Storage Strategies: Split & Shield Pattern

To maximize performance and minimize Token costs for AI Agents, PipeAgent uses a three-tier storage architecture. This ensures that Agents only process the data they actually need.

The Problem: HTML Bloat & Token Burn

Traditional scraping returns raw HTML or massive unoptimized JSON. When an Agent reads a 100KB HTML page just to find one price, you are "burning" thousands of tokens on layout code rather than reasoning.

The Solution: 3-Tier Slicing

PipeAgent providers choose a strategy during data ingestion (Push API).

1. Snapshot Strategy

  • Best for: Single JSON objects, configuration files, or atomic status updates.
  • How it works: The entire payload is stored as a single blob.
  • Agent Payload: Minimal (1:1 with source).
  • 2. Collection Strategy

  • Best for: Simple lists (e.g., Top 10 News, Recent Trades).
  • How it works: Data is stored as an array. Supports server-side pagination (limit, offset) and JSONPath projection.
  • Agent Payload: Partial (Only requested items/fields).
  • 3. Relational (Split & Shield) Strategy

  • Best for: Large datasets (e.g., Product catalogs, Real-estate listings).
  • The "Split": During ingestion, we separate data into a Light List (ID + Name) and Heavy Details (Full specs).
  • The "Shield": Agents first fetch the Light List to "scout" for relevance.
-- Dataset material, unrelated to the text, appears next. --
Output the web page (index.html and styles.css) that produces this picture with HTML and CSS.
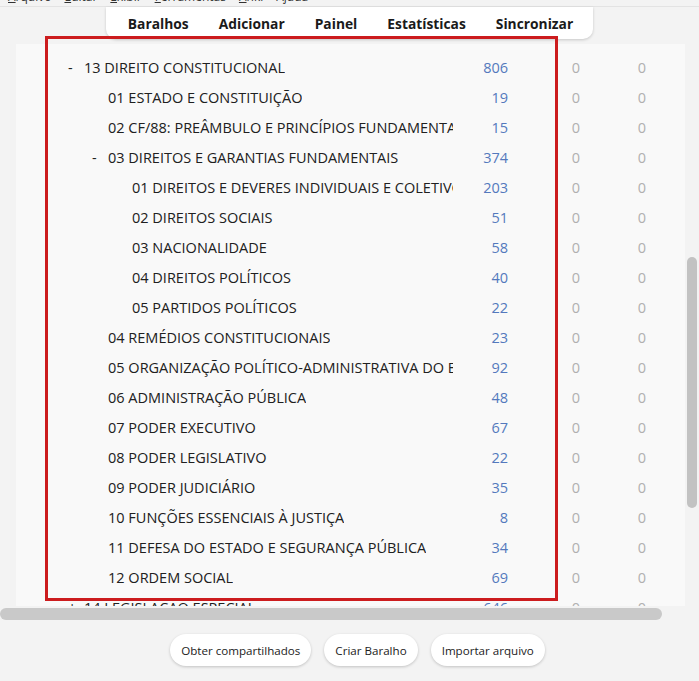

Only when a specific item is identified do they request the Heavy Details using the details mode.
  • Agent Payload: Optimized (Up to 98% reduction in initial payload size).
  • ---

    High Availability Persistence

    While data is served with millisecond latency from Redis, PipeAgent automatically snapshots every update to Supabase Storage.

  • Audit Trail: Every data push is archived with a timestamp.
  • Fault Tolerance: If Redis caches are cleared, the system can automatically re-hydrate from the latest snapshot.
  • ---

    Consumer Usage

    1. Basic Fetch (Default)

    Returns the Snapshot, the full Collection, or the Light List (for Relational feeds).

    bash
    GET /api/v1/feed/{feed_id}

    2. Advanced JSONPath Projection

    Filter, slice, and project JSON on the server to protect your Agent's context window.

    bash
    # Conditional Filtering
    GET /api/v1/feed/{feed_id}?jsonpath=$[?(@.price < 100)]
    
    # Array Slicing (Get top 5)
    GET /api/v1/feed/{feed_id}?jsonpath=$[0:5]
    
    # Deep Field Extraction
    GET /api/v1/feed/{feed_id}?jsonpath=$[*].metadata.tags

    3. Relational Details Mode

    Retrieve heavy data for specific IDs.

    bash
    GET /api/v1/feed/{feed_id}?mode=details&ids=prod_01,prod_02

    Performance Tips

  • Use Collection for any list over 20 items.
  • Always implement Relational for datasets where item descriptions are large.
  • Combine with JSONPath to shield your LLM contexts from irrelevant fields.
  • Version 1.0.4 - Premium Infrastructure